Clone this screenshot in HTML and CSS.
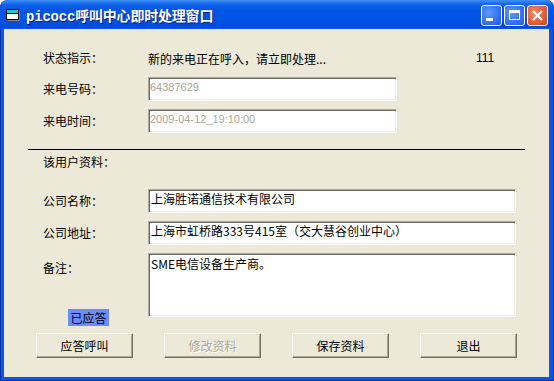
FILE: index.html
```html
<!DOCTYPE html>
<html lang="zh-CN">
<head>
    <meta charset="UTF-8">
    <title>picocc呼叫中心即时处理窗口</title>
    <link rel="stylesheet" href="styles.css">
</head>
<body>
    <div class="window">
        <div class="titlebar">
            <svg class="app-icon" width="16" height="16" viewBox="0 0 16 16">
                <rect x="3" y="4" width="12" height="10" fill="#808080"/>
                <rect x="1.5" y="2.5" width="12" height="10" fill="#fff" stroke="#000"/>
                <rect x="2" y="3" width="11" height="3" fill="#1fc8c8"/>
                <line x1="2" y1="6.5" x2="13" y2="6.5" stroke="#000"/>
            </svg>
            <span class="title">picocc呼叫中心即时处理窗口</span>
            <div class="caption-buttons">
                <span class="cap-btn">
                    <svg width="21" height="21" viewBox="0 0 21 21"><rect x="5" y="13" width="7" height="3" fill="#fff"/></svg>
                </span>
                <span class="cap-btn">
                    <svg width="21" height="21" viewBox="0 0 21 21"><rect x="5.5" y="5.5" width="10" height="9" fill="none" stroke="#fff"/><rect x="5" y="5" width="11" height="3" fill="#fff"/></svg>
                </span>
                <span class="cap-btn close">
                    <svg width="21" height="21" viewBox="0 0 21 21"><path d="M6 6 L15 15 M15 6 L6 15" stroke="#fff" stroke-width="2.2"/></svg>
                </span>
            </div>
        </div>

        <div class="client">
            <div class="row status-row">
                <span class="label">状态指示：</span>
                <span class="status-text">新的来电正在呼入，请立即处理...</span>
                <span class="counter">111</span>
            </div>
            <div class="row">
                <span class="label">来电号码：</span>
                <div class="textbox short disabled">64387629</div>
            </div>
            <div class="row gap">
                <span class="label">来电时间：</span>
                <div class="textbox short disabled">2009-04-12_19:10:00</div>
            </div>

            <hr class="divider">

            <div class="section-title">该用户资料：</div>

            <div class="row company">
                <span class="label">公司名称：</span>
                <div class="textbox wide">上海胜诺通信技术有限公司</div>
            </div>
            <div class="row gap">
                <span class="label">公司地址：</span>
                <div class="textbox wide">上海市虹桥路333号415室（交大慧谷创业中心）</div>
            </div>
            <div class="row gap notes-row">
                <div class="label-col">
                    <span class="label">备注：</span>
                    <span class="badge">已应答</span>
                </div>
                <div class="textbox wide memo">SME电信设备生产商。</div>
            </div>

            <div class="buttons">
                <button class="btn">应答呼叫</button>
                <button class="btn" disabled>修改资料</button>
                <button class="btn">保存资料</button>
                <button class="btn">退出</button>
            </div>
        </div>
    </div>
</body>
</html>
```

FILE: styles.css
```css
body {
    margin: 0;
    padding: 0;
    background-color: #fff;
    font-family: "Noto Sans CJK SC", sans-serif;
    font-size: 12px;
    color: #000;
}
.window {
    width: 554px;
    height: 381px;
    display: flex;
    flex-direction: column;
    background-color: #0a55e5;
    border-radius: 8px 8px 0 0;
    box-shadow: inset 1px 0 #0031a8, inset -1px 0 #0031a8, inset 0 -1px #0031a8;
}
.titlebar {
    height: 29px;
    display: flex;
    align-items: center;
    padding: 0 6px 0 5px;
    border-radius: 8px 8px 0 0;
    background: linear-gradient(#4190f6 0, #2a7cf2 2px, #0b61ea 5px, #0256e6 10px, #0052e2 21px, #0049d8 26px, #0a55e5 29px);
}
.app-icon {
    margin-top: 1px;
}
.title {
    margin-left: 5px;
    font-family: "Liberation Mono", "Noto Sans CJK SC", monospace;
    font-weight: bold;
    font-size: 14px;
    letter-spacing: -0.2px;
    color: #fff;
    text-shadow: 1px 1px #0a1e88;
}
.caption-buttons {
    margin-left: auto;
    margin-top: 2px;
    display: flex;
    gap: 2px;
}
.cap-btn {
    width: 21px;
    height: 21px;
    box-sizing: border-box;
    border: 1px solid #fff;
    border-radius: 3px;
    background: radial-gradient(circle at 35% 35%, #5d97fa, #2d6cf0 70%, #1f5be0);
    display: flex;
    align-items: center;
    justify-content: center;
}
.cap-btn svg {
    flex: none;
}
.cap-btn.close {
    background: radial-gradient(circle at 35% 35%, #f08a64, #e0552c 70%, #c8401c);
}
.client {
    flex: 1;
    margin: 0 5px 4px 4px;
    background-color: #ece9d8;
    padding-top: 21px;
}
.row {
    display: flex;
    align-items: center;
    padding-left: 39px;
}
.row + .row {
    margin-top: 11px;
}
.row.gap {
    margin-top: 8px;
}
.label {
    width: 105px;
    line-height: 16px;
}
.status-row {
    height: 16px;
}
.status-text {
    width: 328px;
}
.counter {
    font-family: "Liberation Sans", sans-serif;
    font-size: 12px;
}
.textbox {
    box-sizing: border-box;
    height: 24px;
    background-color: #fff;
    border: 1px solid;
    border-color: #aca899 #fff #fff #aca899;
    box-shadow: inset 1px 1px #716f64, inset -1px -1px #f1efe2;
    padding: 1px 2px;
    line-height: 16px;
    white-space: nowrap;
}
.short {
    width: 249px;
}
.wide {
    width: 368px;
}
.disabled {
    color: #aca899;
    font-family: "Liberation Sans", sans-serif;
    font-size: 11px;
    padding-left: 1px;
}
.divider {
    margin: 16px 0 0 24px;
    width: 497px;
    height: 0;
    border: none;
    border-top: 1px solid #000;
}
.section-title {
    margin: 4px 0 0 39px;
    line-height: 16px;
}
.row.company {
    margin-top: 19px;
}
.notes-row {
    align-items: flex-start;
}
.label-col {
    width: 105px;
    height: 73px;
    display: flex;
    flex-direction: column;
    justify-content: space-between;
}
.label-col .label {
    margin-top: 7px;
}
.badge {
    margin-left: 25px;
    width: 41px;
    height: 17px;
    line-height: 17px;
    text-align: center;
    background-color: #6b8cff;
}
.memo {
    height: 64px;
    padding-top: 2px;
}
.buttons {
    margin: 7px 0 0 32px;
    display: flex;
    gap: 31px;
}
.btn {
    width: 97px;
    height: 25px;
    box-sizing: border-box;
    padding: 0;
    font-family: "Noto Sans CJK SC", sans-serif;
    font-size: 12px;
    color: #000;
    background-color: #ece9d8;
    border: 1px solid;
    border-color: #fff #716f64 #716f64 #fff;
    box-shadow: inset -1px -1px #aca899;
}
.btn:disabled {
    color: #aca899;
    text-shadow: 1px 1px #fff;
}
```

▸ **Stated goal**
Every line of the data above should be quoted exactly. Omit the pictures.

▸ **Written answer**
Clone this screenshot in HTML and CSS.
FILE: index.html
```html
<!DOCTYPE html>
<html lang="zh-CN">
<head>
    <meta charset="UTF-8">
    <title>picocc呼叫中心即时处理窗口</title>
    <link rel="stylesheet" href="styles.css">
</head>
<body>
    <div class="window">
        <div class="titlebar">
            <svg class="app-icon" width="16" height="16" viewBox="0 0 16 16">
                <rect x="3" y="4" width="12" height="10" fill="#808080"/>
                <rect x="1.5" y="2.5" width="12" height="10" fill="#fff" stroke="#000"/>
                <rect x="2" y="3" width="11" height="3" fill="#1fc8c8"/>
                <line x1="2" y1="6.5" x2="13" y2="6.5" stroke="#000"/>
            </svg>
            <span class="title">picocc呼叫中心即时处理窗口</span>
            <div class="caption-buttons">
                <span class="cap-btn">
                    <svg width="21" height="21" viewBox="0 0 21 21"><rect x="5" y="13" width="7" height="3" fill="#fff"/></svg>
                </span>
                <span class="cap-btn">
                    <svg width="21" height="21" viewBox="0 0 21 21"><rect x="5.5" y="5.5" width="10" height="9" fill="none" stroke="#fff"/><rect x="5" y="5" width="11" height="3" fill="#fff"/></svg>
                </span>
                <span class="cap-btn close">
                    <svg width="21" height="21" viewBox="0 0 21 21"><path d="M6 6 L15 15 M15 6 L6 15" stroke="#fff" stroke-width="2.2"/></svg>
                </span>
            </div>
        </div>

        <div class="client">
            <div class="row status-row">
                <span class="label">状态指示：</span>
                <span class="status-text">新的来电正在呼入，请立即处理...</span>
                <span class="counter">111</span>
            </div>
            <div class="row">
                <span class="label">来电号码：</span>
                <div class="textbox short disabled">64387629</div>
            </div>
            <div class="row gap">
                <span class="label">来电时间：</span>
                <div class="textbox short disabled">2009-04-12_19:10:00</div>
            </div>

            <hr class="divider">

            <div class="section-title">该用户资料：</div>

            <div class="row company">
                <span class="label">公司名称：</span>
                <div class="textbox wide">上海胜诺通信技术有限公司</div>
            </div>
            <div class="row gap">
                <span class="label">公司地址：</span>
                <div class="textbox wide">上海市虹桥路333号415室（交大慧谷创业中心）</div>
            </div>
            <div class="row gap notes-row">
                <div class="label-col">
                    <span class="label">备注：</span>
                    <span class="badge">已应答</span>
                </div>
                <div class="textbox wide memo">SME电信设备生产商。</div>
            </div>

            <div class="buttons">
                <button class="btn">应答呼叫</button>
                <button class="btn" disabled>修改资料</button>
                <button class="btn">保存资料</button>
                <button class="btn">退出</button>
            </div>
        </div>
    </div>
</body>
</html>
```

FILE: styles.css
```css
body {
    margin: 0;
    padding: 0;
    background-color: #fff;
    font-family: "Noto Sans CJK SC", sans-serif;
    font-size: 12px;
    color: #000;
}
.window {
    width: 554px;
    height: 381px;
    display: flex;
    flex-direction: column;
    background-color: #0a55e5;
    border-radius: 8px 8px 0 0;
    box-shadow: inset 1px 0 #0031a8, inset -1px 0 #0031a8, inset 0 -1px #0031a8;
}
.titlebar {
    height: 29px;
    display: flex;
    align-items: center;
    padding: 0 6px 0 5px;
    border-radius: 8px 8px 0 0;
    background: linear-gradient(#4190f6 0, #2a7cf2 2px, #0b61ea 5px, #0256e6 10px, #0052e2 21px, #0049d8 26px, #0a55e5 29px);
}
.app-icon {
    margin-top: 1px;
}
.title {
    margin-left: 5px;
    font-family: "Liberation Mono", "Noto Sans CJK SC", monospace;
    font-weight: bold;
    font-size: 14px;
    letter-spacing: -0.2px;
    color: #fff;
    text-shadow: 1px 1px #0a1e88;
}
.caption-buttons {
    margin-left: auto;
    margin-top: 2px;
    display: flex;
    gap: 2px;
}
.cap-btn {
    width: 21px;
    height: 21px;
    box-sizing: border-box;
    border: 1px solid #fff;
    border-radius: 3px;
    background: radial-gradient(circle at 35% 35%, #5d97fa, #2d6cf0 70%, #1f5be0);
    display: flex;
    align-items: center;
    justify-content: center;
}
.cap-btn svg {
    flex: none;
}
.cap-btn.close {
    background: radial-gradient(circle at 35% 35%, #f08a64, #e0552c 70%, #c8401c);
}
.client {
    flex: 1;
    margin: 0 5px 4px 4px;
    background-color: #ece9d8;
    padding-top: 21px;
}
.row {
    display: flex;
    align-items: center;
    padding-left: 39px;
}
.row + .row {
    margin-top: 11px;
}
.row.gap {
    margin-top: 8px;
}
.label {
    width: 105px;
    line-height: 16px;
}
.status-row {
    height: 16px;
}
.status-text {
    width: 328px;
}
.counter {
    font-family: "Liberation Sans", sans-serif;
    font-size: 12px;
}
.textbox {
    box-sizing: border-box;
    height: 24px;
    background-color: #fff;
    border: 1px solid;
    border-color: #aca899 #fff #fff #aca899;
    box-shadow: inset 1px 1px #716f64, inset -1px -1px #f1efe2;
    padding: 1px 2px;
    line-height: 16px;
    white-space: nowrap;
}
.short {
    width: 249px;
}
.wide {
    width: 368px;
}
.disabled {
    color: #aca899;
    font-family: "Liberation Sans", sans-serif;
    font-size: 11px;
    padding-left: 1px;
}
.divider {
    margin: 16px 0 0 24px;
    width: 497px;
    height: 0;
    border: none;
    border-top: 1px solid #000;
}
.section-title {
    margin: 4px 0 0 39px;
    line-height: 16px;
}
.row.company {
    margin-top: 19px;
}
.notes-row {
    align-items: flex-start;
}
.label-col {
    width: 105px;
    height: 73px;
    display: flex;
    flex-direction: column;
    justify-content: space-between;
}
.label-col .label {
    margin-top: 7px;
}
.badge {
    margin-left: 25px;
    width: 41px;
    height: 17px;
    line-height: 17px;
    text-align: center;
    background-color: #6b8cff;
}
.memo {
    height: 64px;
    padding-top: 2px;
}
.buttons {
    margin: 7px 0 0 32px;
    display: flex;
    gap: 31px;
}
.btn {
    width: 97px;
    height: 25px;
    box-sizing: border-box;
    padding: 0;
    font-family: "Noto Sans CJK SC", sans-serif;
    font-size: 12px;
    color: #000;
    background-color: #ece9d8;
    border: 1px solid;
    border-color: #fff #716f64 #716f64 #fff;
    box-shadow: inset -1px -1px #aca899;
}
.btn:disabled {
    color: #aca899;
    text-shadow: 1px 1px #fff;
}
```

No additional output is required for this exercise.